What is invoice factoring in simple terms?
Invoice factoring is when a business sells its unpaid B2B or B2G invoices to a factoring company for immediate cash, then the factor collects payment from the customer.
How much does invoice factoring cost?
Typical factoring rates run about 1.25%–4.0% per 30 days, plus possible fees. Actual pricing depends on invoice aging, industry risk, volume, and whether the facility is recourse or non-recourse.
Is factoring a loan?
No. Factoring is generally a sale of receivables. Instead of borrowing, you sell invoices at a discount. Some A/R financing structures operate as secured lines; ask how your specific agreement is structured.
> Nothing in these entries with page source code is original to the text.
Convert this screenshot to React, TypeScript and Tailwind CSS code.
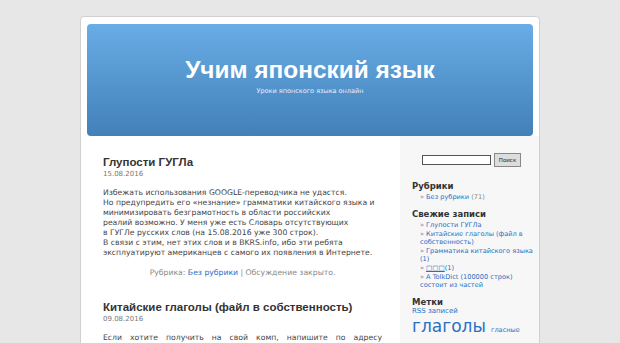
const body = "font-['DejaVu_Sans',sans-serif]";
const head = "font-['Liberation_Sans',sans-serif]";

function Post({ title, date, children }: { title: string; date: string; children: React.ReactNode }) {
  return (
    <div className="mb-[22px]">
      <h2 className={`${head} text-[11.5px] leading-[14px] font-bold text-[#333] whitespace-nowrap`}>{title}</h2>
      <div className={`${body} text-[7px] leading-[9px] text-[#777] mt-[1px]`}>{date}</div>
      <div className={`${body} text-[7.7px] leading-[10px] text-[#444] mt-[9px]`}>{children}</div>
    </div>
  );
}

function Widget({ title, children }: { title: string; children: React.ReactNode }) {
  return (
    <div className="mb-[8px]">
      <h3 className="text-[8.5px] leading-[10px] font-bold text-[#333]">{title}</h3>
      <ul className="mt-[2px] pl-[8px]">{children}</ul>
    </div>
  );
}

function Item({ children }: { children: React.ReactNode }) {
  return (
    <li className="text-[6.6px] leading-[8px] text-[#2a6fc4] mb-[1px] whitespace-nowrap">
      <span className="text-[#888] mr-[2px]">»</span>
      {children}
    </li>
  );
}

export default function App() {
  return (
    <div className="min-h-screen bg-[#e7e7e7] pt-[16px]">
      <div className="mx-auto w-[460px] bg-white border border-[#d0d0d0] rounded-[4px] pt-[7px]">
        <div className="mx-[6px] h-[112px] rounded-[4px] bg-gradient-to-b from-[#69ade6] to-[#4280b8] flex flex-col items-center justify-center pb-[9px]">
          <h1 className={`${head} text-[24.4px] leading-[26px] font-bold text-white`}>Учим японский язык</h1>
          <div className={`${body} text-[6.5px] leading-[8px] text-[#e6f0fa] mt-[4px]`}>Уроки японского языка онлайн</div>
        </div>
        <div className="flex">
          <main className="w-[319px] pl-[22px] pr-[18px] pt-[19px] h-[210px] overflow-hidden">
            <Post title="Глупости ГУГЛа" date="15.08.2016">
              <p>Избежать использования GOOGLE-переводчика не удастся.</p>
              <p>Но предупредить его «незнание» грамматики китайского языка и</p>
              <p>минимизировать безграмотность в области российских</p>
              <p>реалий возможно. У меня уже есть Словарь отсутствующих</p>
              <p>в ГУГЛе русских слов (на 15.08.2016 уже 300 строк).</p>
              <p>В связи с этим, нет этих слов и в BKRS.info, ибо эти ребята</p>
              <p>эксплуатируют американцев с самого их появления в Интернете.</p>
              <p className="text-center text-[#888] mt-[10px]">
                Рубрика: <span className="text-[#2a6fc4]">Без рубрики</span> | Обсуждение закрыто.
              </p>
            </Post>
            <Post title="Китайские глаголы (файл в собственность)" date="09.08.2016">
              <p className="text-justify [text-align-last:justify]">Если хотите получить на свой комп, напишите по адресу</p>
              <p>tolkdict@gmail.com</p>
            </Post>
          </main>
          <aside className={`${body} flex-1 bg-[#f7f7f7] pl-[12px] pr-[6px] pt-[17px] h-[210px] overflow-hidden`}>
            <div className="flex items-center pl-[10px] mb-[14px]">
              <input className="w-[69px] h-[10px] border border-[#555] bg-white" />
              <button className="ml-[3px] w-[27px] h-[14px] border border-[#888] bg-[#ddd] text-[5.5px] text-[#222]">Поиск</button>
            </div>
            <Widget title="Рубрики">
              <Item>
                Без рубрики <span className="text-[#888]">(71)</span>
              </Item>
            </Widget>
            <Widget title="Свежие записи">
              <Item>Глупости ГУГЛа</Item>
              <Item>
                Китайские глаголы (файл в<br />собственность)
              </Item>
              <Item>
                Грамматика китайского языка
                <br />
                (1)
              </Item>
              <Item>
                <span className="underline">□□□</span>(1)
              </Item>
              <Item>
                A TolkDict (100000 строк)
                <br />
                состоит из частей
              </Item>
            </Widget>
            <div>
              <h3 className="text-[8.5px] leading-[10px] font-bold text-[#333]">Метки</h3>
              <div className="text-[#2a6fc4] leading-none">
                <div className="text-[7px] leading-[9px]">RSS записей</div>
                <div className="leading-[19px] whitespace-nowrap mt-[1px]">
                  <span className="text-[17px] font-medium">глаголы</span> <span className="text-[6.6px]">гласные</span>
                </div>
                <div className="leading-[14px] whitespace-nowrap">
                  <span className="text-[6.6px]">глухие</span> <span className="text-[11.5px] font-medium">годзюон</span>{" "}
                  <span className="text-[6.6px]">звонкие</span>
                </div>
              </div>
            </div>
          </aside>
        </div>
      </div>
    </div>
  );
}
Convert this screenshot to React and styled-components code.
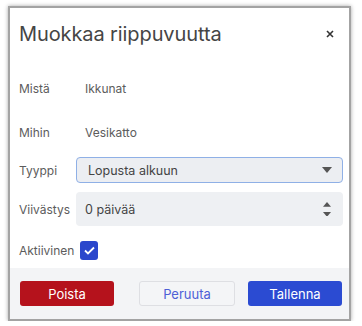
import React from 'react';
import styled, { createGlobalStyle } from 'styled-components';

const GlobalStyle = createGlobalStyle`
  body {
    margin: 0;
    padding: 6px 0 0 8px;
    background: #ffffff;
    font-family: Inter, "Noto Sans", sans-serif;
  }
`;

const Frame = styled.div`
  width: 339px;
  border: 2px solid #a3a3a3;
  box-shadow: 0 0 4px rgba(0, 0, 0, 0.35);
  background: #ffffff;
  display: flex;
  flex-direction: column;
`;

const Header = styled.div`
  height: 54px;
  padding: 14px 12px 0 9px;
  box-sizing: border-box;
  display: flex;
  align-items: flex-start;
  justify-content: space-between;
`;

const Title = styled.h2`
  margin: 0;
  font-size: 20px;
  line-height: 24px;
  font-weight: 400;
  color: #454545;
  letter-spacing: -0.1px;
`;

const Close = styled.button`
  border: none;
  background: transparent;
  padding: 0;
  width: 14px;
  height: 24px;
  display: flex;
  align-items: center;
  justify-content: center;
  color: #444;
  cursor: pointer;
`;

const Body = styled.div`
  padding: 13px 6px 8px 9px;
  display: flex;
  flex-direction: column;
`;

const Row = styled.div`
  display: flex;
  align-items: center;
  height: ${(p) => p.$h}px;
  margin-top: ${(p) => p.$mt || 0}px;
`;

const Label = styled.span`
  width: ${(p) => (p.$inline ? 'auto' : '57px')};
  flex-shrink: 0;
  font-size: 12px;
  color: #5c5c5c;
`;

const Value = styled.span`
  padding-left: 9px;
  font-size: 12px;
  color: #5c5c5c;
`;

const Field = styled.div`
  flex: 1;
  height: 100%;
  box-sizing: border-box;
  display: flex;
  align-items: center;
  justify-content: space-between;
  border-radius: 4px;
  background: ${(p) => (p.$focused ? '#eceef2' : '#eef0f3')};
  border: 1px solid ${(p) => (p.$focused ? '#8fb0e6' : 'transparent')};
  padding: 0 10px 0 ${(p) => (p.$focused ? 11 : 8)}px;
  font-size: 12.5px;
  color: #444;
`;

const Stepper = styled.div`
  display: flex;
  flex-direction: column;
  gap: 5px;
  padding-right: 1px;
`;

const Check = styled.span`
  margin-left: 6px;
  width: 18px;
  height: 19px;
  border-radius: 3px;
  background: #2b47cc;
  display: flex;
  align-items: center;
  justify-content: center;
`;

const Footer = styled.div`
  background: #f3f4f6;
  padding: 13px 7px 13px 10px;
  display: flex;
  align-items: center;
`;

const Button = styled.button`
  height: 25px;
  width: ${(p) => p.$w}px;
  margin-left: ${(p) => p.$ml || 0}px;
  border-radius: 3px;
  font-family: inherit;
  font-size: 13px;
  padding: 0;
  cursor: pointer;
  border: 1px solid ${(p) => (p.$kind === 'ghost' ? '#dedfe3' : 'transparent')};
  background: ${(p) =>
    p.$kind === 'danger' ? '#b5121c' : p.$kind === 'primary' ? '#2b4bd2' : '#f4f5f7'};
  color: ${(p) => (p.$kind === 'ghost' ? '#4d5fd6' : '#ffffff')};
`;

const Spacer = styled.div`
  flex: 1;
`;

function Triangle({ up, size = 10 }) {
  return (
    <svg width={size} height={size * 0.6} viewBox="0 0 10 6">
      <path d={up ? 'M0 6 L5 0 L10 6 Z' : 'M0 0 L10 0 L5 6 Z'} fill="#555" />
    </svg>
  );
}

export default function App() {
  return (
    <>
      <GlobalStyle />
      <Frame>
        <Header>
          <Title>Muokkaa riippuvuutta</Title>
          <Close aria-label="Sulje">
            <svg width="8" height="8" viewBox="0 0 8 8">
              <path d="M1 1 L7 7 M7 1 L1 7" stroke="#333" strokeWidth="1.6" />
            </svg>
          </Close>
        </Header>
        <Body>
          <Row $h={26}>
            <Label>Mistä</Label>
            <Value>Ikkunat</Value>
          </Row>
          <Row $h={26} $mt={18}>
            <Label>Mihin</Label>
            <Value>Vesikatto</Value>
          </Row>
          <Row $h={26} $mt={12}>
            <Label>Tyyppi</Label>
            <Field $focused>
              Lopusta alkuun
              <Triangle />
            </Field>
          </Row>
          <Row $h={34} $mt={9}>
            <Label>Viivästys</Label>
            <Field>
              0 päivää
              <Stepper>
                <Triangle up size={8} />
                <Triangle size={8} />
              </Stepper>
            </Field>
          </Row>
          <Row $h={20} $mt={14}>
            <Label $inline>Aktiivinen</Label>
            <Check>
              <svg width="11" height="9" viewBox="0 0 11 9">
                <path d="M1 4.5 L4 7.5 L10 1.5" stroke="#fff" strokeWidth="1.8" fill="none" />
              </svg>
            </Check>
          </Row>
        </Body>
        <Footer>
          <Button $kind="danger" $w={94}>Poista</Button>
          <Spacer />
          <Button $kind="ghost" $w={96}>Peruuta</Button>
          <Button $kind="primary" $w={94} $ml={13}>Tallenna</Button>
        </Footer>
      </Frame>
    </>
  );
}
What’s the difference between recourse and non-recourse factoring?
In recourse factoring, your business ultimately takes the loss if the customer doesn’t pay. In non-recourse, the factor assumes certain credit risks (often only insolvency). Always review coverage definitions.
Will my customers know I’m factoring?
Usually yes, via a Notice of Assignment directing payment to the factor. Some larger or bank-led facilities may offer confidential or non-notification options for eligible businesses.
How fast can I get funded?
After onboarding, many companies receive advances within 24–48 hours of submitting eligible invoices. Initial setup typically takes several business days.
Does invoice factoring affect my credit score?
Factoring relies heavily on your customers’ credit and invoice quality. It’s not a traditional loan, but your business credit and performance can still be reviewed during underwriting.